- SUPPLIED INFORMATION -
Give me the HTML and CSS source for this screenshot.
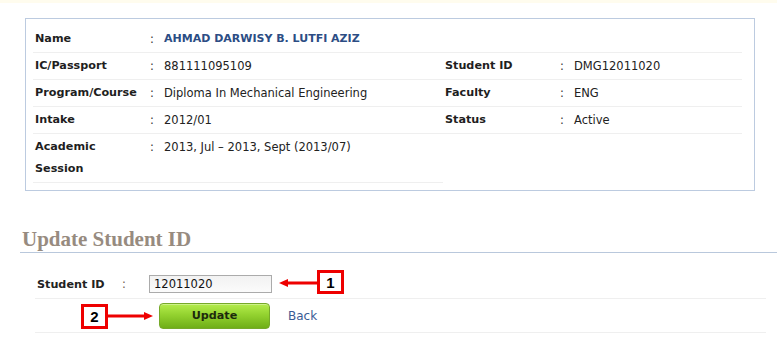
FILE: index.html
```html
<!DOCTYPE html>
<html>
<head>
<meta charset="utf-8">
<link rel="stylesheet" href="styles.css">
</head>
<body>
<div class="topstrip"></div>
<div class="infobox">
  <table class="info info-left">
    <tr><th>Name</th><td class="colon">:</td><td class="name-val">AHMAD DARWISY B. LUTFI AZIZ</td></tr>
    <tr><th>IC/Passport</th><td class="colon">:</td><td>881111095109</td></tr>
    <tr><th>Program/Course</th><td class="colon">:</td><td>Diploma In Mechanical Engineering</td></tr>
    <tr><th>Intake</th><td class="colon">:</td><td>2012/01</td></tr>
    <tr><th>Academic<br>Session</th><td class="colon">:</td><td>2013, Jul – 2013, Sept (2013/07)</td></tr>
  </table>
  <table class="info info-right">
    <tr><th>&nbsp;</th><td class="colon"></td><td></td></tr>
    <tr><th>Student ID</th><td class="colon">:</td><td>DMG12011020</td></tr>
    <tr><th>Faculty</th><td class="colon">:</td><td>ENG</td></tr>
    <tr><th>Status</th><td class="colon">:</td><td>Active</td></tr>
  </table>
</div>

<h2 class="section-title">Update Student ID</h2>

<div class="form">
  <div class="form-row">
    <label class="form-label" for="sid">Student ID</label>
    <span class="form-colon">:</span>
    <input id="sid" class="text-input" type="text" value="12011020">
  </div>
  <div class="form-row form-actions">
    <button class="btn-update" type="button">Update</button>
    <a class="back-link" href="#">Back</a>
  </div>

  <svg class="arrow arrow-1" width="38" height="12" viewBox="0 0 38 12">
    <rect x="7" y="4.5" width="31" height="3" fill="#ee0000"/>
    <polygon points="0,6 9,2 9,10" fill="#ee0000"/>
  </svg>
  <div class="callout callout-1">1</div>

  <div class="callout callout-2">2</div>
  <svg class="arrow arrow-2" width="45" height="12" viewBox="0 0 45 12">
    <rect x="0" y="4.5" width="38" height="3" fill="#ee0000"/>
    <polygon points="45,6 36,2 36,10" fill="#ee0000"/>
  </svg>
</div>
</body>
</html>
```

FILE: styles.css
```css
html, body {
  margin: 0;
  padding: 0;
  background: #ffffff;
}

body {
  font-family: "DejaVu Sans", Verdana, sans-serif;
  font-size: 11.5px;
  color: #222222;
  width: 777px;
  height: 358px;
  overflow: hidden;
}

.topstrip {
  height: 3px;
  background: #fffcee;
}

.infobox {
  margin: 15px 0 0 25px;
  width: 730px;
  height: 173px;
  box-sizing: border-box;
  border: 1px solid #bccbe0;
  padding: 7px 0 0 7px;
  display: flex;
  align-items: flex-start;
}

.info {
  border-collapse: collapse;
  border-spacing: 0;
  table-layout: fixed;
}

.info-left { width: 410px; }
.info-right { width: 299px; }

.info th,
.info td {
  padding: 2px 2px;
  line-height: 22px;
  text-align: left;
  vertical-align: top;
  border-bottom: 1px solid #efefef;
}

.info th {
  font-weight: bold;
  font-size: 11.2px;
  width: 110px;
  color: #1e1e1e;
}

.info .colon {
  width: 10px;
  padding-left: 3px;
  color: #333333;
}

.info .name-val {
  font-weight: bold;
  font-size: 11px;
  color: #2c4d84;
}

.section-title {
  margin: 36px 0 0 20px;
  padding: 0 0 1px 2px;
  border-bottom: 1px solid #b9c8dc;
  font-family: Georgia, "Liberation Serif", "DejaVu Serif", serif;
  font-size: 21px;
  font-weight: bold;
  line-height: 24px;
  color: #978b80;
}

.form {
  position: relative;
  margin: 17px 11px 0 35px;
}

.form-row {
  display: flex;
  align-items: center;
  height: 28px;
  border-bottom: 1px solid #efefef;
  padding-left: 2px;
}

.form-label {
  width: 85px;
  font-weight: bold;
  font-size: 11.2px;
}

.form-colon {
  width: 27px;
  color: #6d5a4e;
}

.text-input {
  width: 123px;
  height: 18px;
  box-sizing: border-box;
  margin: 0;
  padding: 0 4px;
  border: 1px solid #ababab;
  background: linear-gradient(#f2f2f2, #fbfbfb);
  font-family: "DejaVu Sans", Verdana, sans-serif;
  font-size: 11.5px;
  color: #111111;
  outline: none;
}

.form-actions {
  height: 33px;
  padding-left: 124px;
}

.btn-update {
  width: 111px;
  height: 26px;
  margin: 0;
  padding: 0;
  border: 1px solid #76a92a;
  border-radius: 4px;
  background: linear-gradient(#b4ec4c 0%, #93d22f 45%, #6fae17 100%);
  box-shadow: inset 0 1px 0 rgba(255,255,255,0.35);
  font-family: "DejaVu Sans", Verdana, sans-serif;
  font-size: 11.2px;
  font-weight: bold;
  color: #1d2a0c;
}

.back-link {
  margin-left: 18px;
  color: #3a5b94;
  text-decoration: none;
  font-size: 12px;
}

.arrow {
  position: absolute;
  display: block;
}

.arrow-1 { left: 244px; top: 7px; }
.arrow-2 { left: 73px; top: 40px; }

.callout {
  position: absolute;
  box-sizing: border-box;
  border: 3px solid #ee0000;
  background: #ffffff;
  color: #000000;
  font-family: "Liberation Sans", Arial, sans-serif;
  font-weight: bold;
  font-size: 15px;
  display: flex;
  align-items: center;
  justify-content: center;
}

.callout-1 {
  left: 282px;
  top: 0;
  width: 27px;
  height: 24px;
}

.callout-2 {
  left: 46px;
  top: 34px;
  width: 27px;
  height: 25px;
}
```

- DIRECTIVE -
Copy each line in full and exactly, omitting any picture.

- RESULT OF THIS EXERCISE -
Give me the HTML and CSS source for this screenshot.
FILE: index.html
```html
<!DOCTYPE html>
<html>
<head>
<meta charset="utf-8">
<link rel="stylesheet" href="styles.css">
</head>
<body>
<div class="topstrip"></div>
<div class="infobox">
  <table class="info info-left">
    <tr><th>Name</th><td class="colon">:</td><td class="name-val">AHMAD DARWISY B. LUTFI AZIZ</td></tr>
    <tr><th>IC/Passport</th><td class="colon">:</td><td>881111095109</td></tr>
    <tr><th>Program/Course</th><td class="colon">:</td><td>Diploma In Mechanical Engineering</td></tr>
    <tr><th>Intake</th><td class="colon">:</td><td>2012/01</td></tr>
    <tr><th>Academic<br>Session</th><td class="colon">:</td><td>2013, Jul – 2013, Sept (2013/07)</td></tr>
  </table>
  <table class="info info-right">
    <tr><th>&nbsp;</th><td class="colon"></td><td></td></tr>
    <tr><th>Student ID</th><td class="colon">:</td><td>DMG12011020</td></tr>
    <tr><th>Faculty</th><td class="colon">:</td><td>ENG</td></tr>
    <tr><th>Status</th><td class="colon">:</td><td>Active</td></tr>
  </table>
</div>

<h2 class="section-title">Update Student ID</h2>

<div class="form">
  <div class="form-row">
    <label class="form-label" for="sid">Student ID</label>
    <span class="form-colon">:</span>
    <input id="sid" class="text-input" type="text" value="12011020">
  </div>
  <div class="form-row form-actions">
    <button class="btn-update" type="button">Update</button>
    <a class="back-link" href="#">Back</a>
  </div>

  <svg class="arrow arrow-1" width="38" height="12" viewBox="0 0 38 12">
    <rect x="7" y="4.5" width="31" height="3" fill="#ee0000"/>
    <polygon points="0,6 9,2 9,10" fill="#ee0000"/>
  </svg>
  <div class="callout callout-1">1</div>

  <div class="callout callout-2">2</div>
  <svg class="arrow arrow-2" width="45" height="12" viewBox="0 0 45 12">
    <rect x="0" y="4.5" width="38" height="3" fill="#ee0000"/>
    <polygon points="45,6 36,2 36,10" fill="#ee0000"/>
  </svg>
</div>
</body>
</html>
```

FILE: styles.css
```css
html, body {
  margin: 0;
  padding: 0;
  background: #ffffff;
}

body {
  font-family: "DejaVu Sans", Verdana, sans-serif;
  font-size: 11.5px;
  color: #222222;
  width: 777px;
  height: 358px;
  overflow: hidden;
}

.topstrip {
  height: 3px;
  background: #fffcee;
}

.infobox {
  margin: 15px 0 0 25px;
  width: 730px;
  height: 173px;
  box-sizing: border-box;
  border: 1px solid #bccbe0;
  padding: 7px 0 0 7px;
  display: flex;
  align-items: flex-start;
}

.info {
  border-collapse: collapse;
  border-spacing: 0;
  table-layout: fixed;
}

.info-left { width: 410px; }
.info-right { width: 299px; }

.info th,
.info td {
  padding: 2px 2px;
  line-height: 22px;
  text-align: left;
  vertical-align: top;
  border-bottom: 1px solid #efefef;
}

.info th {
  font-weight: bold;
  font-size: 11.2px;
  width: 110px;
  color: #1e1e1e;
}

.info .colon {
  width: 10px;
  padding-left: 3px;
  color: #333333;
}

.info .name-val {
  font-weight: bold;
  font-size: 11px;
  color: #2c4d84;
}

.section-title {
  margin: 36px 0 0 20px;
  padding: 0 0 1px 2px;
  border-bottom: 1px solid #b9c8dc;
  font-family: Georgia, "Liberation Serif", "DejaVu Serif", serif;
  font-size: 21px;
  font-weight: bold;
  line-height: 24px;
  color: #978b80;
}

.form {
  position: relative;
  margin: 17px 11px 0 35px;
}

.form-row {
  display: flex;
  align-items: center;
  height: 28px;
  border-bottom: 1px solid #efefef;
  padding-left: 2px;
}

.form-label {
  width: 85px;
  font-weight: bold;
  font-size: 11.2px;
}

.form-colon {
  width: 27px;
  color: #6d5a4e;
}

.text-input {
  width: 123px;
  height: 18px;
  box-sizing: border-box;
  margin: 0;
  padding: 0 4px;
  border: 1px solid #ababab;
  background: linear-gradient(#f2f2f2, #fbfbfb);
  font-family: "DejaVu Sans", Verdana, sans-serif;
  font-size: 11.5px;
  color: #111111;
  outline: none;
}

.form-actions {
  height: 33px;
  padding-left: 124px;
}

.btn-update {
  width: 111px;
  height: 26px;
  margin: 0;
  padding: 0;
  border: 1px solid #76a92a;
  border-radius: 4px;
  background: linear-gradient(#b4ec4c 0%, #93d22f 45%, #6fae17 100%);
  box-shadow: inset 0 1px 0 rgba(255,255,255,0.35);
  font-family: "DejaVu Sans", Verdana, sans-serif;
  font-size: 11.2px;
  font-weight: bold;
  color: #1d2a0c;
}

.back-link {
  margin-left: 18px;
  color: #3a5b94;
  text-decoration: none;
  font-size: 12px;
}

.arrow {
  position: absolute;
  display: block;
}

.arrow-1 { left: 244px; top: 7px; }
.arrow-2 { left: 73px; top: 40px; }

.callout {
  position: absolute;
  box-sizing: border-box;
  border: 3px solid #ee0000;
  background: #ffffff;
  color: #000000;
  font-family: "Liberation Sans", Arial, sans-serif;
  font-weight: bold;
  font-size: 15px;
  display: flex;
  align-items: center;
  justify-content: center;
}

.callout-1 {
  left: 282px;
  top: 0;
  width: 27px;
  height: 24px;
}

.callout-2 {
  left: 46px;
  top: 34px;
  width: 27px;
  height: 25px;
}
```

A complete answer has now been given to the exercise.